EXERCISE BRIEF:
Which lines hold the word "this"? Show each of them.

>> start EXTRACTED DATA

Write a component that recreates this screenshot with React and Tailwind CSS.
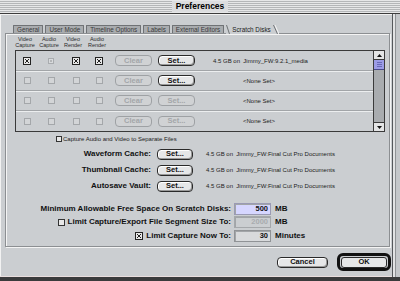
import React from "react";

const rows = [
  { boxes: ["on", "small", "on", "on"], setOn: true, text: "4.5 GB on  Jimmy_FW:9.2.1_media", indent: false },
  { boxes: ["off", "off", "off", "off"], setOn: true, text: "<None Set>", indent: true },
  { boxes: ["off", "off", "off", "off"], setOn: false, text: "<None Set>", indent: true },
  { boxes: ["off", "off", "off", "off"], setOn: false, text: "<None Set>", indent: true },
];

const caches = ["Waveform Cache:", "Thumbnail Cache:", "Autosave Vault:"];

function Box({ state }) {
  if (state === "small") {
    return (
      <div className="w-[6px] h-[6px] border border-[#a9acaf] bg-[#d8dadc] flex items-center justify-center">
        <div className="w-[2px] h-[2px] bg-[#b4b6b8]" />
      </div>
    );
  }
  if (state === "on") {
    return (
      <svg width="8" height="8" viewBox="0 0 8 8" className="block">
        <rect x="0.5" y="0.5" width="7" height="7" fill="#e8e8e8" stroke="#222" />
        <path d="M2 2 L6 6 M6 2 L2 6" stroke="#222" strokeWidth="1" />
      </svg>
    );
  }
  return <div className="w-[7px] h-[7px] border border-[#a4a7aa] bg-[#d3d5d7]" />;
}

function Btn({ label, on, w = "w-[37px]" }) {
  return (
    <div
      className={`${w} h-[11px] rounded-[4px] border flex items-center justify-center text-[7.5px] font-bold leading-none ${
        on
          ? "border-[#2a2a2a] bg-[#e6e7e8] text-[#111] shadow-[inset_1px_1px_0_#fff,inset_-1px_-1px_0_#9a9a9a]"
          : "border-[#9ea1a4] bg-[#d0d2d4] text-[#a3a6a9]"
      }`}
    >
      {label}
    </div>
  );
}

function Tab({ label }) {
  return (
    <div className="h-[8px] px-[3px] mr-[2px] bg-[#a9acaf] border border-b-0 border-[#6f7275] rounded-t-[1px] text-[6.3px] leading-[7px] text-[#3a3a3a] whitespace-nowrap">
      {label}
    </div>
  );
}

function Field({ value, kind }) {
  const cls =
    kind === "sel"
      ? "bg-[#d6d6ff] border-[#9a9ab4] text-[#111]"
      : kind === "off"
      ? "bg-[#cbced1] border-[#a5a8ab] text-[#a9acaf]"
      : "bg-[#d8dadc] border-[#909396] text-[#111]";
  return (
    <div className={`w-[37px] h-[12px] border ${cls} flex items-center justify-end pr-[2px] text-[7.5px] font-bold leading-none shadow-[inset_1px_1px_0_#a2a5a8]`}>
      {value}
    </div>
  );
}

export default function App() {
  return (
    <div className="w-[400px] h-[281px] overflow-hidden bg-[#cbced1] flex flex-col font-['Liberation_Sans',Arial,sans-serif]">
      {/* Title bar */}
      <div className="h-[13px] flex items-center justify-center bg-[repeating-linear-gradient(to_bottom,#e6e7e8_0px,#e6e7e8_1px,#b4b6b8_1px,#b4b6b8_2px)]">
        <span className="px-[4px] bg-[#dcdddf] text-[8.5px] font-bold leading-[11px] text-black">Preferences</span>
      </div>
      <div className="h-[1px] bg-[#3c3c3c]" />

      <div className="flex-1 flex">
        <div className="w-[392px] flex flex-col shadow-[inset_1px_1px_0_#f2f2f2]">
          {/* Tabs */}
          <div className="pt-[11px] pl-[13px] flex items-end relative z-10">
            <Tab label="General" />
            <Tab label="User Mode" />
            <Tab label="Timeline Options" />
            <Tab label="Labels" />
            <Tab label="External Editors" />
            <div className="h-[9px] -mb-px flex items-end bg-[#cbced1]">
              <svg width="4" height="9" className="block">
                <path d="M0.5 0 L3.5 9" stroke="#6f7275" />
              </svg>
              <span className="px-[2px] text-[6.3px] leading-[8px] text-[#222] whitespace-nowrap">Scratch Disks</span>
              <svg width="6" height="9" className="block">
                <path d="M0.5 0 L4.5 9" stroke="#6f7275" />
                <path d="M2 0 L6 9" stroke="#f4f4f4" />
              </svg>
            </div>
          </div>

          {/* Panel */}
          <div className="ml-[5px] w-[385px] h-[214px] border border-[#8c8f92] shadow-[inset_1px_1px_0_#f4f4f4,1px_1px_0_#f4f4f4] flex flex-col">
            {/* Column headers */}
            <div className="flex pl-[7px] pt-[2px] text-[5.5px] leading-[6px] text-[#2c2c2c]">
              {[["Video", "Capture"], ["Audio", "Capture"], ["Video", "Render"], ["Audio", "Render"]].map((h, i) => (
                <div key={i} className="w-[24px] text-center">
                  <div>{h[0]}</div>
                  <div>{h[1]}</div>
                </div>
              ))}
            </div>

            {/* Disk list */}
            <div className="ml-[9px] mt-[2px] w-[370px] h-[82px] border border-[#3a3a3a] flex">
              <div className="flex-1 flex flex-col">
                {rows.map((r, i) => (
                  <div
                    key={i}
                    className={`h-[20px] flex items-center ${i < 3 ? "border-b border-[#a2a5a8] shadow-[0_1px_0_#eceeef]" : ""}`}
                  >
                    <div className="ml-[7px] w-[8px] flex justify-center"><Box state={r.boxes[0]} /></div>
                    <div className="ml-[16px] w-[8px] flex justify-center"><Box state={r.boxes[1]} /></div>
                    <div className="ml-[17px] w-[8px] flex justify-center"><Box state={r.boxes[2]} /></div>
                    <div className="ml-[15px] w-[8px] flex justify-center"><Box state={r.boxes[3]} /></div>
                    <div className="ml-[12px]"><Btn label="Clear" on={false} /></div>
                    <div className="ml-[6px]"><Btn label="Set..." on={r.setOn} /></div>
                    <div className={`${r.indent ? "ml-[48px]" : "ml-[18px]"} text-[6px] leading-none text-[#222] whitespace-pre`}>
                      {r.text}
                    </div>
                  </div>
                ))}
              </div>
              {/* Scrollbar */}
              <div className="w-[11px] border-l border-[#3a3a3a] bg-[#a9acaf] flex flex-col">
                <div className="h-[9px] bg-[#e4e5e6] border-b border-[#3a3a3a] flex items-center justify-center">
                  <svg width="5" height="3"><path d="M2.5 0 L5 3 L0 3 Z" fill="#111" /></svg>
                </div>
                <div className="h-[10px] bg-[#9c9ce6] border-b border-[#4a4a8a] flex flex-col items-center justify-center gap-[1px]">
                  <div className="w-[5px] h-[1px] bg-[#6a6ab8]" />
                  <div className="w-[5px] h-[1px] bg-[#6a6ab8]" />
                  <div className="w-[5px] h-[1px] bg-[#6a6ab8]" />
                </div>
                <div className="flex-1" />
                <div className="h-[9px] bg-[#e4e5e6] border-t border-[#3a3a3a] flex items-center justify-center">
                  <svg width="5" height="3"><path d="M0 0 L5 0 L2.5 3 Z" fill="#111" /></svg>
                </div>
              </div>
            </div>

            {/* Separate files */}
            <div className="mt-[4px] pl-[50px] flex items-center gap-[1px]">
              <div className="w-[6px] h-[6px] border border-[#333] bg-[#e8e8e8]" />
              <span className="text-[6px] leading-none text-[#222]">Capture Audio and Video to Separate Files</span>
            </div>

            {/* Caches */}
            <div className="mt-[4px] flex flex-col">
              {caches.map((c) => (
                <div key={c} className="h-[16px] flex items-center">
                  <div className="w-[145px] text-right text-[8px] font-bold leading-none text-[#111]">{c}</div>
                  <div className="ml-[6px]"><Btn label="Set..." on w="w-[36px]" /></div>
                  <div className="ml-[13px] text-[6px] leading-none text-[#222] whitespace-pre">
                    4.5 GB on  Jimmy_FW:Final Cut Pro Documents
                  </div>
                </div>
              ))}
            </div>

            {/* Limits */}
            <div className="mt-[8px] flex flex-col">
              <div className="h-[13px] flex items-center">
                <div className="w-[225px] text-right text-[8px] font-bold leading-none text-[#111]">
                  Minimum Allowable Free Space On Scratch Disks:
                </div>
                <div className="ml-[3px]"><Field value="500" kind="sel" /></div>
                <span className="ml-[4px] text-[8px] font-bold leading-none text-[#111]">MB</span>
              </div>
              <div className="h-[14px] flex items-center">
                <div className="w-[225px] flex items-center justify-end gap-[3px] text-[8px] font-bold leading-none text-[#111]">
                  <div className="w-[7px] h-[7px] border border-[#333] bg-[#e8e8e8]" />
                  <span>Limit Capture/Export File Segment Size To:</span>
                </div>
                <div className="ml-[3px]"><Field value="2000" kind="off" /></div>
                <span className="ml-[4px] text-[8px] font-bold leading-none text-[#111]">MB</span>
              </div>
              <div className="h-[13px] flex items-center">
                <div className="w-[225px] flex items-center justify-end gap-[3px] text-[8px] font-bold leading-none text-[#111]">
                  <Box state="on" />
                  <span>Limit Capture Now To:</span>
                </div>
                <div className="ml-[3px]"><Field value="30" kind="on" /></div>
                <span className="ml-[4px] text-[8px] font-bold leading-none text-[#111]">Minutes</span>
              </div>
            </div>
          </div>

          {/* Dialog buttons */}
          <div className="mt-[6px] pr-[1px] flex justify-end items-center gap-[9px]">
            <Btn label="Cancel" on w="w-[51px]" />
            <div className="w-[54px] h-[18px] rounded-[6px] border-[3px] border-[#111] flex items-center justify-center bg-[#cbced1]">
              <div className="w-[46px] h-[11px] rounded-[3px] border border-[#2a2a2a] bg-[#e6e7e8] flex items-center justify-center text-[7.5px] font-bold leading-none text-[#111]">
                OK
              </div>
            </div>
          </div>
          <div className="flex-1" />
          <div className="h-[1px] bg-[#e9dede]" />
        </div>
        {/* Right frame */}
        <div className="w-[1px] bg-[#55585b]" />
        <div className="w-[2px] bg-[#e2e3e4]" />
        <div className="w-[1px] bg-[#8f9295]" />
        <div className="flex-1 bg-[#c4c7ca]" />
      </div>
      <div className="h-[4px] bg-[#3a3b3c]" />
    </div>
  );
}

>> end EXTRACTED DATA
>> start EXTRACTED DATA

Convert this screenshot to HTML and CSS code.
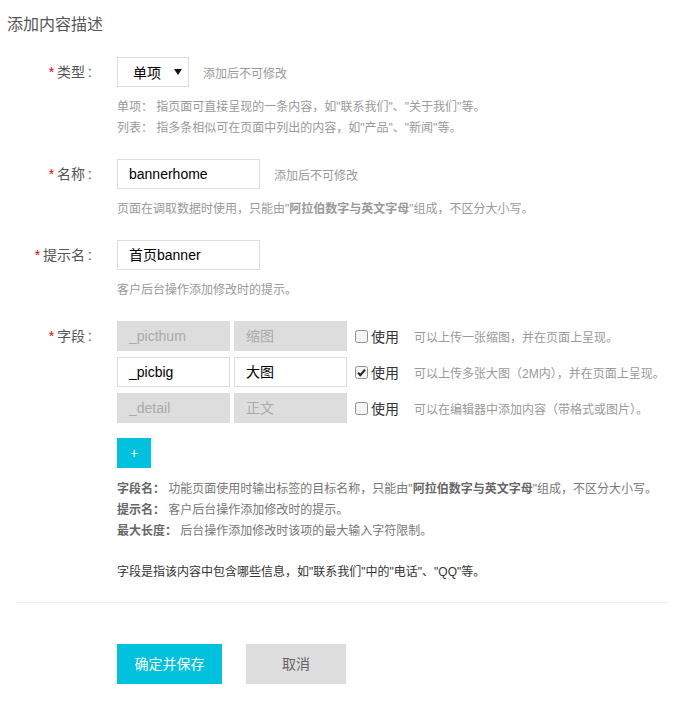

>> end EXTRACTED DATA

THE SOLUTION:
Write a component that recreates this screenshot with React and Tailwind CSS.
Convert this screenshot to HTML and CSS code.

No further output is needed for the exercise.